- What you need to do -
Leave out any picture and return the remaining listing below exactly as given.
====== Dataset content
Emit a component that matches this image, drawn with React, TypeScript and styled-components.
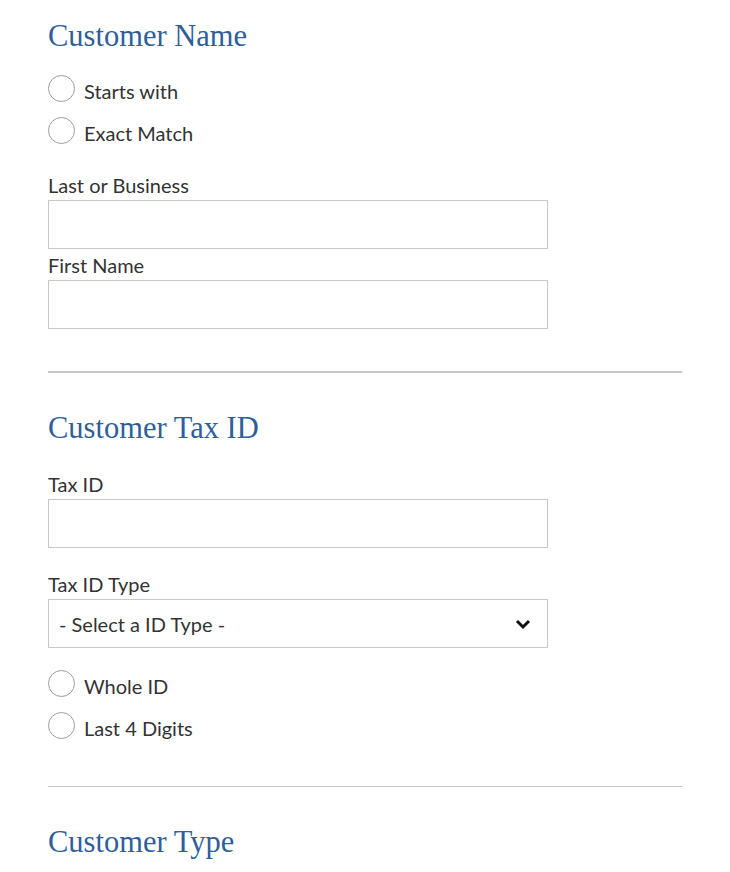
import React from "react";
import styled, { createGlobalStyle } from "styled-components";

const GlobalStyle = createGlobalStyle`
	body {
		margin: 0;
		background: #fff;
		font-family: Lato, "Open Sans", sans-serif;
		color: #333;
	}
`;

const Page = styled.div`
	width: 634px;
	padding: 19px 0 0 48px;
`;

const Heading = styled.h2`
	margin: 0;
	font-family: "Liberation Serif", "DejaVu Serif", serif;
	font-weight: 400;
	font-size: 30.5px;
	line-height: 34px;
	color: #2e5f9c;
`;

const RadioGroup = styled.div<{ $top: number }>`
	display: flex;
	flex-direction: column;
	gap: 14px;
	margin-top: ${(p) => p.$top}px;
`;

const RadioRow = styled.label`
	display: flex;
	align-items: center;
	gap: 9px;
	height: 28px;
	font-size: 20px;
	color: #333;
	cursor: pointer;
`;

const RadioText = styled.span`
	padding-top: 6px;
`;

const Circle = styled.span`
	width: 25px;
	height: 25px;
	border: 1.5px solid #9c9c9c;
	border-radius: 50%;
	flex-shrink: 0;
`;

const Field = styled.div<{ $top: number }>`
	display: flex;
	flex-direction: column;
	gap: 3px;
	margin-top: ${(p) => p.$top}px;
	width: 500px;
`;

const Label = styled.div`
	font-size: 20px;
	line-height: 24px;
	color: #333;
`;

const TextBox = styled.div`
	height: 47px;
	border: 1px solid #c8c8c8;
	background: #fff;
`;

const SelectBox = styled.div`
	height: 47px;
	border: 1px solid #c8c8c8;
	display: flex;
	align-items: center;
	justify-content: space-between;
	padding: 0 16px 0 10px;
	font-size: 20px;
	color: #333;
`;

const Divider = styled.hr<{ $top: number; $thick: number }>`
	margin: ${(p) => p.$top}px 0 0;
	border: none;
	border-top: ${(p) => p.$thick}px solid #c8c8c8;
	height: 0;
`;

const Section = styled.div<{ $top: number }>`
	margin-top: ${(p) => p.$top}px;
`;

const Radio = ({ text }: { text: string }) => (
	<RadioRow>
		<Circle />
		<RadioText>{text}</RadioText>
	</RadioRow>
);

const Chevron = () => (
	<svg width="16" height="12" viewBox="0 0 16 12">
		<polyline
			points="2,3 8,9 14,3"
			fill="none"
			stroke="#111"
			strokeWidth="3"
		/>
	</svg>
);

const App = () => (
	<>
		<GlobalStyle />
		<Page>
			<Heading>Customer Name</Heading>
			<RadioGroup $top={21}>
				<Radio text="Starts with" />
				<Radio text="Exact Match" />
			</RadioGroup>
			<Field $top={29}>
				<Label>Last or Business</Label>
				<TextBox />
			</Field>
			<Field $top={4}>
				<Label>First Name</Label>
				<TextBox />
			</Field>
			<Divider $top={42} $thick={2} />
			<Section $top={38}>
				<Heading>Customer Tax ID</Heading>
				<Field $top={27}>
					<Label>Tax ID</Label>
					<TextBox />
				</Field>
				<Field $top={24}>
					<Label>Tax ID Type</Label>
					<SelectBox>
						- Select a ID Type -
						<Chevron />
					</SelectBox>
				</Field>
				<RadioGroup $top={21}>
					<Radio text="Whole ID" />
					<Radio text="Last 4 Digits" />
				</RadioGroup>
			</Section>
			<Divider $top={47} $thick={1} />
			<Section $top={38}>
				<Heading>Customer Type</Heading>
			</Section>
		</Page>
	</>
);

export default App;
============
- Exercise response -
Emit a component that matches this image, drawn with React, TypeScript and styled-components.
import React from "react";
import styled, { createGlobalStyle } from "styled-components";

const GlobalStyle = createGlobalStyle`
	body {
		margin: 0;
		background: #fff;
		font-family: Lato, "Open Sans", sans-serif;
		color: #333;
	}
`;

const Page = styled.div`
	width: 634px;
	padding: 19px 0 0 48px;
`;

const Heading = styled.h2`
	margin: 0;
	font-family: "Liberation Serif", "DejaVu Serif", serif;
	font-weight: 400;
	font-size: 30.5px;
	line-height: 34px;
	color: #2e5f9c;
`;

const RadioGroup = styled.div<{ $top: number }>`
	display: flex;
	flex-direction: column;
	gap: 14px;
	margin-top: ${(p) => p.$top}px;
`;

const RadioRow = styled.label`
	display: flex;
	align-items: center;
	gap: 9px;
	height: 28px;
	font-size: 20px;
	color: #333;
	cursor: pointer;
`;

const RadioText = styled.span`
	padding-top: 6px;
`;

const Circle = styled.span`
	width: 25px;
	height: 25px;
	border: 1.5px solid #9c9c9c;
	border-radius: 50%;
	flex-shrink: 0;
`;

const Field = styled.div<{ $top: number }>`
	display: flex;
	flex-direction: column;
	gap: 3px;
	margin-top: ${(p) => p.$top}px;
	width: 500px;
`;

const Label = styled.div`
	font-size: 20px;
	line-height: 24px;
	color: #333;
`;

const TextBox = styled.div`
	height: 47px;
	border: 1px solid #c8c8c8;
	background: #fff;
`;

const SelectBox = styled.div`
	height: 47px;
	border: 1px solid #c8c8c8;
	display: flex;
	align-items: center;
	justify-content: space-between;
	padding: 0 16px 0 10px;
	font-size: 20px;
	color: #333;
`;

const Divider = styled.hr<{ $top: number; $thick: number }>`
	margin: ${(p) => p.$top}px 0 0;
	border: none;
	border-top: ${(p) => p.$thick}px solid #c8c8c8;
	height: 0;
`;

const Section = styled.div<{ $top: number }>`
	margin-top: ${(p) => p.$top}px;
`;

const Radio = ({ text }: { text: string }) => (
	<RadioRow>
		<Circle />
		<RadioText>{text}</RadioText>
	</RadioRow>
);

const Chevron = () => (
	<svg width="16" height="12" viewBox="0 0 16 12">
		<polyline
			points="2,3 8,9 14,3"
			fill="none"
			stroke="#111"
			strokeWidth="3"
		/>
	</svg>
);

const App = () => (
	<>
		<GlobalStyle />
		<Page>
			<Heading>Customer Name</Heading>
			<RadioGroup $top={21}>
				<Radio text="Starts with" />
				<Radio text="Exact Match" />
			</RadioGroup>
			<Field $top={29}>
				<Label>Last or Business</Label>
				<TextBox />
			</Field>
			<Field $top={4}>
				<Label>First Name</Label>
				<TextBox />
			</Field>
			<Divider $top={42} $thick={2} />
			<Section $top={38}>
				<Heading>Customer Tax ID</Heading>
				<Field $top={27}>
					<Label>Tax ID</Label>
					<TextBox />
				</Field>
				<Field $top={24}>
					<Label>Tax ID Type</Label>
					<SelectBox>
						- Select a ID Type -
						<Chevron />
					</SelectBox>
				</Field>
				<RadioGroup $top={21}>
					<Radio text="Whole ID" />
					<Radio text="Last 4 Digits" />
				</RadioGroup>
			</Section>
			<Divider $top={47} $thick={1} />
			<Section $top={38}>
				<Heading>Customer Type</Heading>
			</Section>
		</Page>
	</>
);

export default App;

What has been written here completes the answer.